::: Supplied material :::
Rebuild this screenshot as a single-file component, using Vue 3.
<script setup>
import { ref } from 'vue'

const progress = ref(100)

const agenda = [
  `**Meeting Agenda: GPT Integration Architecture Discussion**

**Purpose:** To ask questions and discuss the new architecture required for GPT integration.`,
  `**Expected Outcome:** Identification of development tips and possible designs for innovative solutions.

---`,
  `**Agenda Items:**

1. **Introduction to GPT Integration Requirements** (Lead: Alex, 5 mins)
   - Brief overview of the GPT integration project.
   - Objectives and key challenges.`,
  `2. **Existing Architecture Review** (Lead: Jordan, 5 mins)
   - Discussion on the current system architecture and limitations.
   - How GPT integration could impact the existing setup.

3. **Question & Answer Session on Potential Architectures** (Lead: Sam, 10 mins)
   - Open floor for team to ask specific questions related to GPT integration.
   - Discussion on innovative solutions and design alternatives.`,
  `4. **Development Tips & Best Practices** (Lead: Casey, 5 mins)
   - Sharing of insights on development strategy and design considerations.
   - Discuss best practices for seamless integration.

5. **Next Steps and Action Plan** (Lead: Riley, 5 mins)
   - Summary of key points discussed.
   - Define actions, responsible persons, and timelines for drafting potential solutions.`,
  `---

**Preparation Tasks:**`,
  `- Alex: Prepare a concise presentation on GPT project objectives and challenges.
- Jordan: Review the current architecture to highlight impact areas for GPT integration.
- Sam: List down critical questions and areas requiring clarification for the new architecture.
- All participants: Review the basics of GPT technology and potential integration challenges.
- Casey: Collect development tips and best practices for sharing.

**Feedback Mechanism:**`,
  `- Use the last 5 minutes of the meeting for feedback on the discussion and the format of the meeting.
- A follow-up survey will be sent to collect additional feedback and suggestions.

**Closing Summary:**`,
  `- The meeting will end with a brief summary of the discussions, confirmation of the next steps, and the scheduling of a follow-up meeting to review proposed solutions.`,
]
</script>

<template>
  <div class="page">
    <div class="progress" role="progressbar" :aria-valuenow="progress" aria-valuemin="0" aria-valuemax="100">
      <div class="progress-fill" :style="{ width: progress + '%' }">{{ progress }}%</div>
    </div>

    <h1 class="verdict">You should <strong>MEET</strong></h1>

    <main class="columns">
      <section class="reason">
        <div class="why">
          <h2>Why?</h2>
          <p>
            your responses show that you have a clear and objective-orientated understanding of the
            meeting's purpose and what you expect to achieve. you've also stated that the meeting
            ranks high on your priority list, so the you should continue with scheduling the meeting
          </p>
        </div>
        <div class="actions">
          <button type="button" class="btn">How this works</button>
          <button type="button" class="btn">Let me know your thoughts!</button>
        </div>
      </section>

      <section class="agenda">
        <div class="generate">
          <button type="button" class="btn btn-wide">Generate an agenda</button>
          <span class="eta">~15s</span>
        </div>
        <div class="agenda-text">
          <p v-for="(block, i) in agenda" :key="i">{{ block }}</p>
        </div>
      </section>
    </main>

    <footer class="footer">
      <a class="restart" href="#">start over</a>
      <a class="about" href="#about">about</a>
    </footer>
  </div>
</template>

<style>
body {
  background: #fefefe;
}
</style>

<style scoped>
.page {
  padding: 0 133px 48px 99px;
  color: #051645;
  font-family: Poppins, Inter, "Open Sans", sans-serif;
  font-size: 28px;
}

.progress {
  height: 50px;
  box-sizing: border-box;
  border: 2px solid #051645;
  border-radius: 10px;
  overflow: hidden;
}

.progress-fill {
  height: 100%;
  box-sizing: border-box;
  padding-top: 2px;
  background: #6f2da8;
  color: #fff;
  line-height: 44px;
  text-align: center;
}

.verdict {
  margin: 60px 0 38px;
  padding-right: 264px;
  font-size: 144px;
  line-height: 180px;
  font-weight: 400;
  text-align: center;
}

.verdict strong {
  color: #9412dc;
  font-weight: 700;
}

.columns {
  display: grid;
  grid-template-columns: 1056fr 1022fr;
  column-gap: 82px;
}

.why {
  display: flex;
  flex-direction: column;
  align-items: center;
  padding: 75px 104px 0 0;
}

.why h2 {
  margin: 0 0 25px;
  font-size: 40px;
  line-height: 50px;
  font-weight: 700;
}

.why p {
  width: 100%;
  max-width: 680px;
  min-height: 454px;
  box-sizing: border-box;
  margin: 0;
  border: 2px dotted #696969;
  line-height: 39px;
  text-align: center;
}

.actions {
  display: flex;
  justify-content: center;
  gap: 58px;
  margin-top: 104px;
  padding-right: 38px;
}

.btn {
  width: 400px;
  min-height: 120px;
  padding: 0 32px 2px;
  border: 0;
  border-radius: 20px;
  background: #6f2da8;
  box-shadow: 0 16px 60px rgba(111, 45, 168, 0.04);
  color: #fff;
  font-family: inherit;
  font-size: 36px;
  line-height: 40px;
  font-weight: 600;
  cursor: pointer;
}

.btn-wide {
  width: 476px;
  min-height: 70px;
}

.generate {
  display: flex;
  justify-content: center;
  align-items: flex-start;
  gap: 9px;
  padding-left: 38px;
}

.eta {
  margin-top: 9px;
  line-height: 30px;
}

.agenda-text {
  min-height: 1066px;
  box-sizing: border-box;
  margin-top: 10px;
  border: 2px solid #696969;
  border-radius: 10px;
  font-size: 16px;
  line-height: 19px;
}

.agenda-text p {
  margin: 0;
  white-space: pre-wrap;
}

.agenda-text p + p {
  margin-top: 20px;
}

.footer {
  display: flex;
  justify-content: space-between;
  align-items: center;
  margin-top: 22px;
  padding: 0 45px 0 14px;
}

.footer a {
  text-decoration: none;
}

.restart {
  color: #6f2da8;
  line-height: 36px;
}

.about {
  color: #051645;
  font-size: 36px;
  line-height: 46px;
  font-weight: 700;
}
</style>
:::
::: Supplied material :::
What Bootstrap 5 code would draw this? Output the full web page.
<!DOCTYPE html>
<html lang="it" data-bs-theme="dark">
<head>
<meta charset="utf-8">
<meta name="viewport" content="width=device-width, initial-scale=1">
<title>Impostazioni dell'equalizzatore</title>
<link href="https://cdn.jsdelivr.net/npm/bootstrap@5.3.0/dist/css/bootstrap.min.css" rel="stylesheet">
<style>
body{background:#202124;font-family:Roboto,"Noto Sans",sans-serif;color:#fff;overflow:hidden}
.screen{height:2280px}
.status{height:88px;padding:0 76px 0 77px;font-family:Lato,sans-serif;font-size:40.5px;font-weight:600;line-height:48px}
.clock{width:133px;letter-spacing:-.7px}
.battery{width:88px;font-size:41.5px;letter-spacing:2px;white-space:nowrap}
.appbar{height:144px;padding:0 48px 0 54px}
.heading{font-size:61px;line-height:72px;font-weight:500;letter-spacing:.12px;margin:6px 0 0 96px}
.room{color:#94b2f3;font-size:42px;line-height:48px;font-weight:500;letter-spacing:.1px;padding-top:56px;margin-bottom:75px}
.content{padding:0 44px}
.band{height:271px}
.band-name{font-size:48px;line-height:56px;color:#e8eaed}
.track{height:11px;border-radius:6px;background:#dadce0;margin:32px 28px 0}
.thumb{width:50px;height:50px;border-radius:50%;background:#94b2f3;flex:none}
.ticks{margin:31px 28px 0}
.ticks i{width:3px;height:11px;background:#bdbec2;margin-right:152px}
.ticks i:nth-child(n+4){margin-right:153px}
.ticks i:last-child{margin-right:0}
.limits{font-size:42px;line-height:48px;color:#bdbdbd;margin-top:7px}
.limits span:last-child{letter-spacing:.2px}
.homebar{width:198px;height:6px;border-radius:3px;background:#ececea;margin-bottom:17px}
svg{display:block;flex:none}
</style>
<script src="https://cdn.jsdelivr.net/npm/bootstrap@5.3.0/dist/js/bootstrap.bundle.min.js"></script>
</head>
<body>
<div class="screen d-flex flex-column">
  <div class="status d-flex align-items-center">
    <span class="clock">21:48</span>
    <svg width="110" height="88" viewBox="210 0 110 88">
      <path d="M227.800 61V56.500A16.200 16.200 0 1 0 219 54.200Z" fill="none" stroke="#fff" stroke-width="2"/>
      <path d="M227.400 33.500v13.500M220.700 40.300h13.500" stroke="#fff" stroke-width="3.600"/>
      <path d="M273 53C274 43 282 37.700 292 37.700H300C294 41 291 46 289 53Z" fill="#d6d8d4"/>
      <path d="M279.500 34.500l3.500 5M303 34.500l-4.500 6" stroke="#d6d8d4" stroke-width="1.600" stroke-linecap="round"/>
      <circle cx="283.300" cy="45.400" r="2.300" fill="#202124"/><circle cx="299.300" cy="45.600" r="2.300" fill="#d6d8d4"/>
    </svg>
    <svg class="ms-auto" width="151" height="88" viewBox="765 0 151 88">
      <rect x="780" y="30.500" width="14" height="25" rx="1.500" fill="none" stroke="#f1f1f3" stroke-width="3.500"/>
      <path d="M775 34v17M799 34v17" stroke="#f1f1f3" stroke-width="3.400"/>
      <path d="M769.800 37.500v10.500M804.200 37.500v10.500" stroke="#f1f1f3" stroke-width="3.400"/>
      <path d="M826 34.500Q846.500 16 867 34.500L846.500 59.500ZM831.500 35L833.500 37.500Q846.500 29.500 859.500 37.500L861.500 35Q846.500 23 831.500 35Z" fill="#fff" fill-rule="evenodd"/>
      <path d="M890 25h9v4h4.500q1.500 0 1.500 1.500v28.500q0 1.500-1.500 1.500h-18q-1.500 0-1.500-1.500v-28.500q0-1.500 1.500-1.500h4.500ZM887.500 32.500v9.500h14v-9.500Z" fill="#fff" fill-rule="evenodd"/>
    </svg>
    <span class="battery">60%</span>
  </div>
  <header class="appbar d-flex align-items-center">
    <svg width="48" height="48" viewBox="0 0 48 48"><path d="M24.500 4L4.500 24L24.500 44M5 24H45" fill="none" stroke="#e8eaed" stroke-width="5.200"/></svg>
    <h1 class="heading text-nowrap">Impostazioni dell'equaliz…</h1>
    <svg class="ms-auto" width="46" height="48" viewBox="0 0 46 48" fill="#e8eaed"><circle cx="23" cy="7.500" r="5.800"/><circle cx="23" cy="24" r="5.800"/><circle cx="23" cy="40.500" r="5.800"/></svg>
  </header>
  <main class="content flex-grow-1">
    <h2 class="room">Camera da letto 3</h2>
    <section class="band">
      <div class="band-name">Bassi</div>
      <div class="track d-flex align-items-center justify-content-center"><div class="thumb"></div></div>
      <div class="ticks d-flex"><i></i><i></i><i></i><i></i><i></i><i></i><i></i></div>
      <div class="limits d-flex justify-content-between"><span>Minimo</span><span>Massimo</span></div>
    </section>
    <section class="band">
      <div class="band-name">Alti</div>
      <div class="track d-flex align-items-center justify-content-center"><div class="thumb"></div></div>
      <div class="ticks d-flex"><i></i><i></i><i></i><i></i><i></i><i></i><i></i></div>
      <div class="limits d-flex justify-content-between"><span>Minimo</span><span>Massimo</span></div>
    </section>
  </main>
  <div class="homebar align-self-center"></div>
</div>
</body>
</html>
:::
▶ **Task instructions**
List all lines holding the string "page".

▶ **Solution to this exercise**
  <div class="page">
.page {
What Bootstrap 5 code would draw this? Output the full web page.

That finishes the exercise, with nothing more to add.